Work instructions: Quote all lines below exactly. Images stay out.

* Start Data shown *

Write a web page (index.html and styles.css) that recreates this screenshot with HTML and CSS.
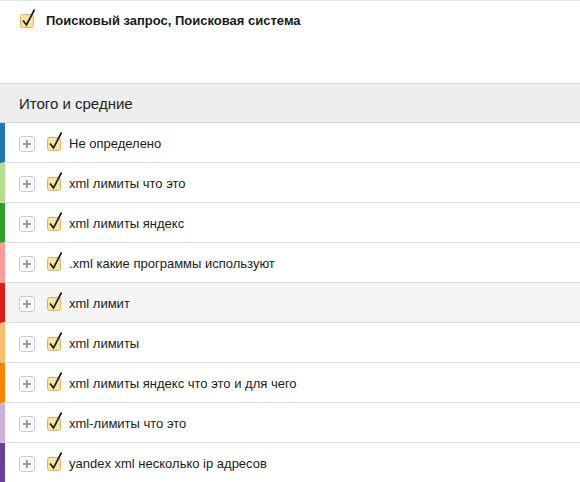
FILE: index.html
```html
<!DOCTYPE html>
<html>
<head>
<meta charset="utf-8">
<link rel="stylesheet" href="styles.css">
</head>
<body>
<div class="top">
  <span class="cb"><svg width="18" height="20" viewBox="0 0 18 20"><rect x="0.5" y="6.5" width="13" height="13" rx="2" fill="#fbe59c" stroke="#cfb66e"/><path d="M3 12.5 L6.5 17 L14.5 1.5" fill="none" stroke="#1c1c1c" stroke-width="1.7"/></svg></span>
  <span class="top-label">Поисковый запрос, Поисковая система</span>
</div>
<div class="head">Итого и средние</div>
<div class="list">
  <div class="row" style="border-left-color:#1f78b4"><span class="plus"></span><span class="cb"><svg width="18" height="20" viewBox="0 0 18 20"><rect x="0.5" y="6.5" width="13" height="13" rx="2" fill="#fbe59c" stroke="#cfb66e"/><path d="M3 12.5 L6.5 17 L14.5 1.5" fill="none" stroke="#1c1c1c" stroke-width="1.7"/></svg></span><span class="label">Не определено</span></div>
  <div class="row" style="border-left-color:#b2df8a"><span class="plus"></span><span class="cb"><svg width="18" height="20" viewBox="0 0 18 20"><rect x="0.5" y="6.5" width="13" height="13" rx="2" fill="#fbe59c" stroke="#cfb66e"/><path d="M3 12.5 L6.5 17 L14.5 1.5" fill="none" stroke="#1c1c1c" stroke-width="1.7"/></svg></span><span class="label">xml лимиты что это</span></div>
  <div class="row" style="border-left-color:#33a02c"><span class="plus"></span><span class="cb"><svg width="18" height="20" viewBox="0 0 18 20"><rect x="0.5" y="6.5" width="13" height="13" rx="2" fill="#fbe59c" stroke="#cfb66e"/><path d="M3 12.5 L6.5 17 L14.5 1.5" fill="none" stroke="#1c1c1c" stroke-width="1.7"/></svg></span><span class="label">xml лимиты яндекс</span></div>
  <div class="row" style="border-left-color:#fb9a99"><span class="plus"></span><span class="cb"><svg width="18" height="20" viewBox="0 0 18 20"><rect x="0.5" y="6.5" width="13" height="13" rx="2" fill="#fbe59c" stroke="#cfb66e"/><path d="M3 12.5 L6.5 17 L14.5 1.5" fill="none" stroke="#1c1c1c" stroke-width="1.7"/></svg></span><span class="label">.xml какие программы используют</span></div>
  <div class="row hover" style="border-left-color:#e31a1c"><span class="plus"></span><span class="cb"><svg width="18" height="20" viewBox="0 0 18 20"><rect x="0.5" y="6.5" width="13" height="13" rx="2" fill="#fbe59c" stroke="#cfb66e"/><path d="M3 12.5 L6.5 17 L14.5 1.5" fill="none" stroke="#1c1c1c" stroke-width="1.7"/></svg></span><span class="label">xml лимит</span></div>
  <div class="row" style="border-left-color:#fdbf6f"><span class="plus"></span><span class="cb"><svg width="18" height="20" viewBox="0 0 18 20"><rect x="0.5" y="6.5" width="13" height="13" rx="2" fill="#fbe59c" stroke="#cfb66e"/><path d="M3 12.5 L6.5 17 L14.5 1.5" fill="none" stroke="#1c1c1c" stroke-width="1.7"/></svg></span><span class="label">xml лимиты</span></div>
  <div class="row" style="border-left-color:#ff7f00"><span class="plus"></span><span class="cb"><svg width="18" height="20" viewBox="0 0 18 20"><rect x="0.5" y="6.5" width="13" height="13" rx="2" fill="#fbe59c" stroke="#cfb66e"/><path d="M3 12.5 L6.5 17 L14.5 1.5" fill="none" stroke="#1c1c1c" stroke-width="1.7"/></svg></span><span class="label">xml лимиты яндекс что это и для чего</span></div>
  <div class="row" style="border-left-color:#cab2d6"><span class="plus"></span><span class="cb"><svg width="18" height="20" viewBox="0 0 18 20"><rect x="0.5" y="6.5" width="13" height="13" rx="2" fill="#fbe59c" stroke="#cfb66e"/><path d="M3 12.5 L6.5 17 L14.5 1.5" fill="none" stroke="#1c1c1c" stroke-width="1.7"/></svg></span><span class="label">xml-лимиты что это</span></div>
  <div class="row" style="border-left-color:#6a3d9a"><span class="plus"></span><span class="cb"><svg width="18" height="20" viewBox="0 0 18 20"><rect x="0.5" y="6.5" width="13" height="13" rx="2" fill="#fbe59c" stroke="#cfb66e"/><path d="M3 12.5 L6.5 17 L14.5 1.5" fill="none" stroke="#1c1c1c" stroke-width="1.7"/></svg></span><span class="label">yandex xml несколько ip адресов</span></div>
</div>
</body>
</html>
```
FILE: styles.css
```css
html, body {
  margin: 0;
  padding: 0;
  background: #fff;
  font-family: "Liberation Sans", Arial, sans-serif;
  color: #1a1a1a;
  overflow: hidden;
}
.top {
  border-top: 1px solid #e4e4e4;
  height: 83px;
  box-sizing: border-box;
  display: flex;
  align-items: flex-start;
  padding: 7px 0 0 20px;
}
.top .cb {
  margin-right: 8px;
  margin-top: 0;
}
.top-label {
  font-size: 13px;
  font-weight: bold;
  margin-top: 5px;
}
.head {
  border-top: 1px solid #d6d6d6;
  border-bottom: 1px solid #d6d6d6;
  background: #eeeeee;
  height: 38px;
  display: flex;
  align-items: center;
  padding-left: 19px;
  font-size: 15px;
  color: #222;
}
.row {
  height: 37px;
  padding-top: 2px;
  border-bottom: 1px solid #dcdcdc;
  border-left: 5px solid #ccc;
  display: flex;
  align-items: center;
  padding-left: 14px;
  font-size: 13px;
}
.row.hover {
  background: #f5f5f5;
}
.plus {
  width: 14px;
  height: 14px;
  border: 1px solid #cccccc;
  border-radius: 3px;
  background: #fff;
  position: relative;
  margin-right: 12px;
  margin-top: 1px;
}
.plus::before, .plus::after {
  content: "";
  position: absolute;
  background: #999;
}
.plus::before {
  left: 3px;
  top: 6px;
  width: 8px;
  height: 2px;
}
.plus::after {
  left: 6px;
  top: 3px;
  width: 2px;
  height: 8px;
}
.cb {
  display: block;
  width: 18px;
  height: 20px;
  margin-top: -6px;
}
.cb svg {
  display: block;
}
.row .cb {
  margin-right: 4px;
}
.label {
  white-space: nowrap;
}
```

* End Data shown *

Solution to this task:
Write a web page (index.html and styles.css) that recreates this screenshot with HTML and CSS.
FILE: index.html
```html
<!DOCTYPE html>
<html>
<head>
<meta charset="utf-8">
<link rel="stylesheet" href="styles.css">
</head>
<body>
<div class="top">
  <span class="cb"><svg width="18" height="20" viewBox="0 0 18 20"><rect x="0.5" y="6.5" width="13" height="13" rx="2" fill="#fbe59c" stroke="#cfb66e"/><path d="M3 12.5 L6.5 17 L14.5 1.5" fill="none" stroke="#1c1c1c" stroke-width="1.7"/></svg></span>
  <span class="top-label">Поисковый запрос, Поисковая система</span>
</div>
<div class="head">Итого и средние</div>
<div class="list">
  <div class="row" style="border-left-color:#1f78b4"><span class="plus"></span><span class="cb"><svg width="18" height="20" viewBox="0 0 18 20"><rect x="0.5" y="6.5" width="13" height="13" rx="2" fill="#fbe59c" stroke="#cfb66e"/><path d="M3 12.5 L6.5 17 L14.5 1.5" fill="none" stroke="#1c1c1c" stroke-width="1.7"/></svg></span><span class="label">Не определено</span></div>
  <div class="row" style="border-left-color:#b2df8a"><span class="plus"></span><span class="cb"><svg width="18" height="20" viewBox="0 0 18 20"><rect x="0.5" y="6.5" width="13" height="13" rx="2" fill="#fbe59c" stroke="#cfb66e"/><path d="M3 12.5 L6.5 17 L14.5 1.5" fill="none" stroke="#1c1c1c" stroke-width="1.7"/></svg></span><span class="label">xml лимиты что это</span></div>
  <div class="row" style="border-left-color:#33a02c"><span class="plus"></span><span class="cb"><svg width="18" height="20" viewBox="0 0 18 20"><rect x="0.5" y="6.5" width="13" height="13" rx="2" fill="#fbe59c" stroke="#cfb66e"/><path d="M3 12.5 L6.5 17 L14.5 1.5" fill="none" stroke="#1c1c1c" stroke-width="1.7"/></svg></span><span class="label">xml лимиты яндекс</span></div>
  <div class="row" style="border-left-color:#fb9a99"><span class="plus"></span><span class="cb"><svg width="18" height="20" viewBox="0 0 18 20"><rect x="0.5" y="6.5" width="13" height="13" rx="2" fill="#fbe59c" stroke="#cfb66e"/><path d="M3 12.5 L6.5 17 L14.5 1.5" fill="none" stroke="#1c1c1c" stroke-width="1.7"/></svg></span><span class="label">.xml какие программы используют</span></div>
  <div class="row hover" style="border-left-color:#e31a1c"><span class="plus"></span><span class="cb"><svg width="18" height="20" viewBox="0 0 18 20"><rect x="0.5" y="6.5" width="13" height="13" rx="2" fill="#fbe59c" stroke="#cfb66e"/><path d="M3 12.5 L6.5 17 L14.5 1.5" fill="none" stroke="#1c1c1c" stroke-width="1.7"/></svg></span><span class="label">xml лимит</span></div>
  <div class="row" style="border-left-color:#fdbf6f"><span class="plus"></span><span class="cb"><svg width="18" height="20" viewBox="0 0 18 20"><rect x="0.5" y="6.5" width="13" height="13" rx="2" fill="#fbe59c" stroke="#cfb66e"/><path d="M3 12.5 L6.5 17 L14.5 1.5" fill="none" stroke="#1c1c1c" stroke-width="1.7"/></svg></span><span class="label">xml лимиты</span></div>
  <div class="row" style="border-left-color:#ff7f00"><span class="plus"></span><span class="cb"><svg width="18" height="20" viewBox="0 0 18 20"><rect x="0.5" y="6.5" width="13" height="13" rx="2" fill="#fbe59c" stroke="#cfb66e"/><path d="M3 12.5 L6.5 17 L14.5 1.5" fill="none" stroke="#1c1c1c" stroke-width="1.7"/></svg></span><span class="label">xml лимиты яндекс что это и для чего</span></div>
  <div class="row" style="border-left-color:#cab2d6"><span class="plus"></span><span class="cb"><svg width="18" height="20" viewBox="0 0 18 20"><rect x="0.5" y="6.5" width="13" height="13" rx="2" fill="#fbe59c" stroke="#cfb66e"/><path d="M3 12.5 L6.5 17 L14.5 1.5" fill="none" stroke="#1c1c1c" stroke-width="1.7"/></svg></span><span class="label">xml-лимиты что это</span></div>
  <div class="row" style="border-left-color:#6a3d9a"><span class="plus"></span><span class="cb"><svg width="18" height="20" viewBox="0 0 18 20"><rect x="0.5" y="6.5" width="13" height="13" rx="2" fill="#fbe59c" stroke="#cfb66e"/><path d="M3 12.5 L6.5 17 L14.5 1.5" fill="none" stroke="#1c1c1c" stroke-width="1.7"/></svg></span><span class="label">yandex xml несколько ip адресов</span></div>
</div>
</body>
</html>
```
FILE: styles.css
```css
html, body {
  margin: 0;
  padding: 0;
  background: #fff;
  font-family: "Liberation Sans", Arial, sans-serif;
  color: #1a1a1a;
  overflow: hidden;
}
.top {
  border-top: 1px solid #e4e4e4;
  height: 83px;
  box-sizing: border-box;
  display: flex;
  align-items: flex-start;
  padding: 7px 0 0 20px;
}
.top .cb {
  margin-right: 8px;
  margin-top: 0;
}
.top-label {
  font-size: 13px;
  font-weight: bold;
  margin-top: 5px;
}
.head {
  border-top: 1px solid #d6d6d6;
  border-bottom: 1px solid #d6d6d6;
  background: #eeeeee;
  height: 38px;
  display: flex;
  align-items: center;
  padding-left: 19px;
  font-size: 15px;
  color: #222;
}
.row {
  height: 37px;
  padding-top: 2px;
  border-bottom: 1px solid #dcdcdc;
  border-left: 5px solid #ccc;
  display: flex;
  align-items: center;
  padding-left: 14px;
  font-size: 13px;
}
.row.hover {
  background: #f5f5f5;
}
.plus {
  width: 14px;
  height: 14px;
  border: 1px solid #cccccc;
  border-radius: 3px;
  background: #fff;
  position: relative;
  margin-right: 12px;
  margin-top: 1px;
}
.plus::before, .plus::after {
  content: "";
  position: absolute;
  background: #999;
}
.plus::before {
  left: 3px;
  top: 6px;
  width: 8px;
  height: 2px;
}
.plus::after {
  left: 6px;
  top: 3px;
  width: 2px;
  height: 8px;
}
.cb {
  display: block;
  width: 18px;
  height: 20px;
  margin-top: -6px;
}
.cb svg {
  display: block;
}
.row .cb {
  margin-right: 4px;
}
.label {
  white-space: nowrap;
}
```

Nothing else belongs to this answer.